DFT-Spread Orthogonal Time Frequency Space System with Superimposed Pilots for Terahertz Integrated Sensing and Communication

Terahertz (THz) integrated sensing and communication (ISAC) is a promising interdisciplinary technology that realizes simultaneously transmitting Terabit-per-second (Tbps) and millimeter-level accurate environment or human activity sensing. However, both communication performance and sensing accuracy are influenced by the Doppler effects, which are especially severe in the THz band. Moreover, peak-to-average power ratio (PAPR) degrades the THz power amplifier (PA) efficiency.

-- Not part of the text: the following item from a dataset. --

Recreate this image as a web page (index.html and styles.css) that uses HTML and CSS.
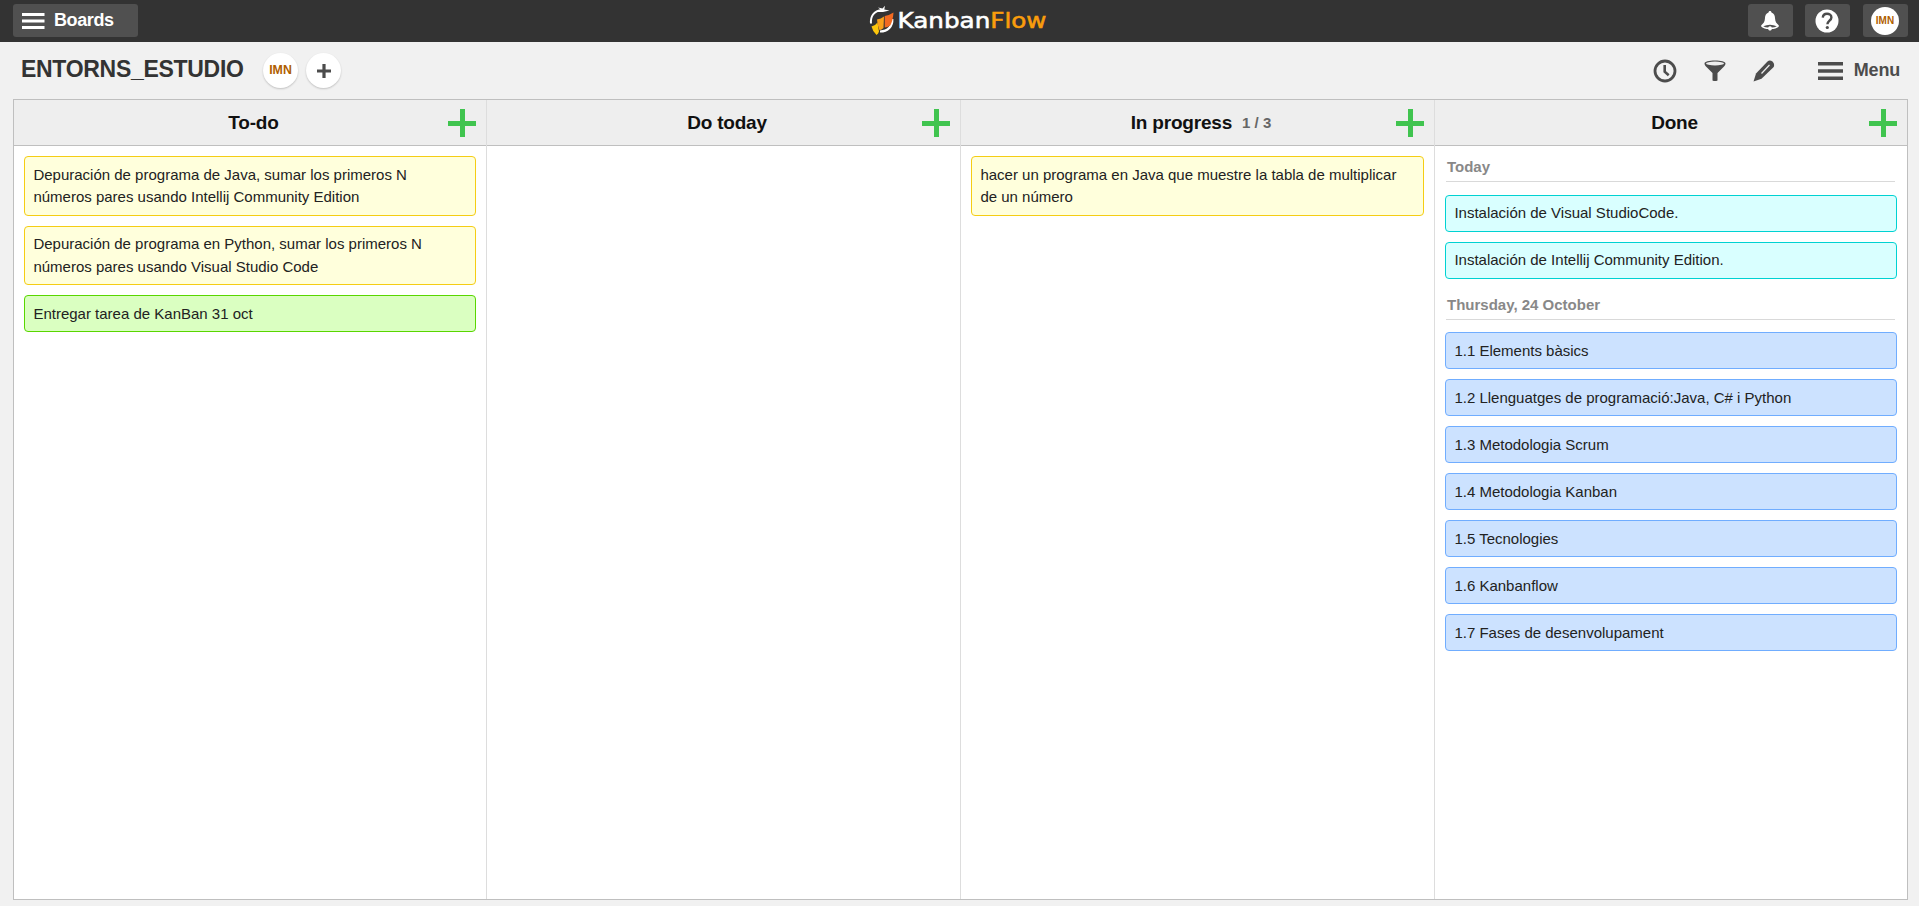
FILE: index.html
```html
<!DOCTYPE html>
<html lang="es">
<head>
<meta charset="utf-8">
<title>ENTORNS_ESTUDIO - KanbanFlow</title>
<link rel="stylesheet" href="styles.css">
</head>
<body>
<header class="topbar">
  <div class="side">
    <button class="btn boards">
      <svg width="23" height="18" viewBox="0 0 23 18"><path d="M0 2.5h22.5M0 9h22.5M0 15.500h22.5" stroke="#fff" stroke-width="3"/></svg>
      <span>Boards</span>
    </button>
  </div>
  <svg class="logo" width="180" height="36" viewBox="868 2 180 36">
    <path d="M871 23.500C870.300 17 873.500 10.500 882 10.300" fill="none" stroke="#fff" stroke-width="2"/>
    <path d="M880 31.500C888 31.500 892.800 26 892.300 19" fill="none" stroke="#fff" stroke-width="2.200"/>
    <path d="M875.500 12L880.500 9.500L878 7.500L882.500 8.600L885 5.800L884.300 9.500L889.500 10.500L883 12Z" fill="#fff"/>
    <path d="M871.500 26.500Q875.500 25.500 877.500 22.500L879 31.500Q878.500 33.500 876.500 35Q872.500 31 871.500 26.500Z" fill="#fdc70c"/>
    <path d="M877 19.500Q881 18.800 884 16.500L883.500 28Q881.500 30 879.500 30.300Q877.300 25 877 19.500Z" fill="#f9a11b"/>
    <path d="M884.700 16Q889.500 15.200 893.500 12.500Q893 20.500 890.200 25.500Q887.500 27.500 884.700 27.500Z" fill="#f26a21"/>
    <text class="wordmark" x="897.500" y="27.500" textLength="149" lengthAdjust="spacingAndGlyphs">Kanban<tspan class="flow">Flow</tspan></text>
  </svg>
  <div class="side right">
    <button class="btn"><svg width="20" height="20" viewBox="0 0 22 22"><path d="M11 0c1 0 1.600.7 1.600 1.700 3 .9 3.800 3.500 4 6.800.2 3.500 1.500 4.800 4 7.200.8 1.500-.8 2.800-3.600 3.500-1.500.4-2.800.6-4 .6-.3 1.200-1 1.700-2 1.700s-1.700-.5-2-1.700c-1.200 0-2.500-.2-4-.6C2.200 18.500.6 17.200 1.400 15.700c2.500-2.400 3.800-3.700 4-7.200.2-3.300 1-5.900 4-6.800C9.400.7 10 0 11 0Z" fill="#fff"/><path d="M3.500 16.800q7.500-3.300 15 0-2.500 1.300-5.500 1.300-.5-1.200-2-1.200t-2 1.200q-3 0-5.500-1.300Z" fill="#505050"/></svg></button>
    <button class="btn"><svg width="24" height="24" viewBox="0 0 24 24"><circle cx="12" cy="12" r="11.500" fill="#fff"/><path d="M7.800 8.700C8 6 9.700 4.800 12 4.800s4.400 1.400 4.400 3.600c0 3-4 3.400-4 6.800" fill="none" stroke="#4c4c4c" stroke-width="2.400"/><circle cx="12.300" cy="18.500" r="1.600" fill="#4c4c4c"/></svg></button>
    <button class="btn user"><span class="avatar small">IMN</span></button>
  </div>
</header>

<section class="titlebar">
  <h1>ENTORNS_ESTUDIO</h1>
  <span class="avatar first">IMN</span>
  <span class="avatar"><svg width="14" height="14" viewBox="0 0 14 14"><path d="M7 0v14M0 7h14" stroke="#4c4c4c" stroke-width="3.200"/></svg></span>
  <nav class="tools">
    <svg width="24" height="24" viewBox="0 0 24 24"><circle cx="12" cy="12" r="10" fill="none" stroke="#4c4c4c" stroke-width="2.800"/><path d="M11.700 6v6.700l4 3.500" fill="none" stroke="#4c4c4c" stroke-width="2.600"/></svg>
    <svg class="funnel" width="22" height="22" viewBox="0 0 22 22"><path d="M.5 3.500C.5 1.500 5 .5 11 .5s10.500 1 10.500 3c0 1.500-1 2.500-2.500 4L13.500 13v7.500q-2.500 1.200-5 0V13L3 7.500C1.500 6 .5 5 .5 3.500Z" fill="#4c4c4c"/><ellipse cx="11" cy="3.500" rx="9" ry="1.900" fill="#eee"/></svg>
    <svg class="pencil" width="22" height="22" viewBox="0 0 22 22"><path d="M.5 21.500L3 13.500 14.500 1.600Q16.500-.3 19.500 1.500 22 4 20.700 7L8.500 18.800Z" fill="#4c4c4c"/><path d="M8.500 13.500L16.500 5" stroke="#eee" stroke-width="1.200"/></svg>
    <svg class="bars" width="25" height="18" viewBox="0 0 25 18"><path d="M0 1.800h25M0 9h25M0 16.200h25" stroke="#4c4c4c" stroke-width="3.400"/></svg>
    <span class="menu">Menu</span>
  </nav>
</section>

<main class="board">
  <section class="column">
    <header class="head"><h2>To-do</h2><i class="add"></i></header>
    <div class="cards">
      <article class="card yellow">Depuración de programa de Java, sumar los primeros N<br>números pares usando Intellij Community Edition</article>
      <article class="card yellow">Depuración de programa en Python, sumar los primeros N<br>números pares usando Visual Studio Code</article>
      <article class="card green">Entregar tarea de KanBan 31 oct</article>
    </div>
  </section>
  <section class="column">
    <header class="head"><h2>Do today</h2><i class="add"></i></header>
  </section>
  <section class="column">
    <header class="head"><h2>In progress</h2><small>1 / 3</small><i class="add"></i></header>
    <div class="cards">
      <article class="card yellow">hacer un programa en Java que muestre la tabla de multiplicar<br>de un número</article>
    </div>
  </section>
  <section class="column">
    <header class="head"><h2>Done</h2><i class="add"></i></header>
    <div class="cards">
      <h3>Today</h3>
      <article class="card cyan">Instalación de Visual StudioCode.</article>
      <article class="card cyan">Instalación de Intellij Community Edition.</article>
      <h3 class="later">Thursday, 24 October</h3>
      <article class="card blue">1.1 Elements bàsics</article>
      <article class="card blue">1.2 Llenguatges de programació:Java, C# i Python</article>
      <article class="card blue">1.3 Metodologia Scrum</article>
      <article class="card blue">1.4 Metodologia Kanban</article>
      <article class="card blue">1.5 Tecnologies</article>
      <article class="card blue">1.6 Kanbanflow</article>
      <article class="card blue">1.7 Fases de desenvolupament</article>
    </div>
  </section>
</main>
</body>
</html>
```
FILE: styles.css
```css
* { box-sizing: border-box; }
body {
  margin: 0;
  height: 906px;
  display: flex;
  flex-direction: column;
  overflow: hidden;
  background: #f1f1f1;
  color: #222;
  font: 15px/22.5px "Liberation Sans", Arial, sans-serif;
}
svg { display: block; flex: none; }
h1, h2, h3 { margin: 0; }

.topbar {
  height: 42px;
  flex: none;
  display: flex;
  align-items: flex-start;
  padding: 4px 11px 0 13px;
  background: #333;
}
.side { flex: 1; display: flex; }
.right { justify-content: flex-end; gap: 12px; }
.btn {
  width: 45px;
  height: 33px;
  padding: 0 1px 0 0;
  display: flex;
  align-items: center;
  justify-content: center;
  border: 0;
  border-radius: 3px;
  background: #505050;
  color: #fff;
}
.user { margin-left: 1px; }
.boards {
  width: 125px;
  justify-content: flex-start;
  padding: 0 0 0 9px;
  gap: 9px;
  font: bold 18px/31px "Liberation Sans", Arial, sans-serif;
  letter-spacing: -.4px;
}
.boards span { padding-bottom: 1px; }
.logo { margin: -2px 3px 0 -3px; }
.wordmark { font: 22px "DejaVu Sans", sans-serif; fill: #fff; stroke: #fff; stroke-width: .6px; }
.flow { fill: #f99d0c; stroke: #f99d0c; }

.titlebar {
  height: 57px;
  flex: none;
  display: flex;
  align-items: flex-start;
  padding: 11px 19px 0 21px;
}
h1 { width: 222px; margin-right: 20px; font-size: 23px; letter-spacing: -.3px; line-height: 32px; color: #333; white-space: nowrap; }
.avatar {
  width: 35px;
  height: 35px;
  flex: none;
  display: flex;
  align-items: center;
  justify-content: center;
  border-radius: 50%;
  background: #fff;
  color: #b06000;
  font-size: 12.4px;
  font-weight: bold;
  box-shadow: 0 1px 2px rgba(0, 0, 0, .2);
}
.first { margin-right: 8px; }
.small { width: 28px; height: 28px; font-size: 10px; box-shadow: none; }
.tools { margin-left: auto; display: flex; align-items: center; height: 35px; color: #4c4c4c; }
.funnel { margin-left: 27px; }
.pencil { margin-left: 27px; }
.bars { margin-left: 43px; }
.menu { margin-left: 11px; padding-bottom: 2px; font-size: 18px; font-weight: bold; line-height: 32px; letter-spacing: -.2px; }

.board {
  width: 1895px;
  height: 801px;
  margin-left: 13px;
  display: grid;
  grid-template-columns: 473px 474px 474px 472px;
  border: 1px solid #bfbfbf;
  background: #fff;
}
.column { border-right: 1px solid #ddd; }
.column:last-child { border-right: 0; }
.head {
  position: relative;
  height: 46px;
  display: flex;
  align-items: center;
  justify-content: center;
  gap: 10px;
  padding-left: 7px;
  border-bottom: 1px solid #bfbfbf;
  background: #eee;
  color: #111;
}
h2 { font-size: 19px; line-height: 44px; letter-spacing: -.2px; }
.head small { padding-top: 2px; font-size: 15px; font-weight: bold; color: #666; }
.add {
  position: absolute;
  right: 10px;
  top: 9px;
  width: 28px;
  height: 28px;
  background:
    linear-gradient(#40c44f, #40c44f) center / 28px 5px no-repeat,
    linear-gradient(#40c44f, #40c44f) center / 5px 28px no-repeat;
}
.cards { padding: 10px 10px 0; }
.card { margin-bottom: 10px; padding: 6.75px 8.4px 5.75px; border: 1px solid; border-radius: 4px; }
.yellow { background: #ffffdc; border-color: #f5cd14; }
.green { background: #daffc1; border-color: #59d600; }
.cyan { padding-top: 6px; padding-bottom: 6.5px; background: #d9ffff; border-color: #00d2d2; }
.blue { background: #cce2ff; border-color: #70adff; }
h3 {
  height: 26px;
  margin: 0 2px 13px 1px;
  padding: 0 1px;
  border-bottom: 1px solid #d9d9d9;
  color: #888;
  font-size: 15px;
  line-height: 22px;
}
.later { height: 31px; margin-bottom: 12px; padding-top: 5px; }
```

In this paper, a discrete Fourier transform spread orthogonal time frequency space (DFT-s-OTFS) system is proposed to improve the robustness to Doppler effects and reduce PAPR for THz ISAC. Then, a two-phase sensing parameter estimation algorithm is developed to integrate sensing functionality into the DFT-s-OTFS waveform. Meanwhile, a scheme of superimposed pilots is designed, which reduces the pilot overhead and improves the spectral efficiency. Based on the superimposed pilots, a low-complexity iterative channel estimation and data detection method is proposed to recover the data symbols of DFT-s-OTFS. The proposed DFT-s-OTFS waveform can improve the PA efficiency by 10% on average compared to OTFS. Simulation results demonstrate that the proposed two-phase sensing estimation algorithm for THz DFT-s-OTFS systems is able to realize millimeter-level range estimation accuracy and decimeter-per-second-level velocity estimation accuracy. Moreover, the effectiveness of the iterative method for data detection aided by superimposed pilots in DFT-s-OTFS systems is validated by the simulations and the bit error rate performance is not degraded by the Doppler effects.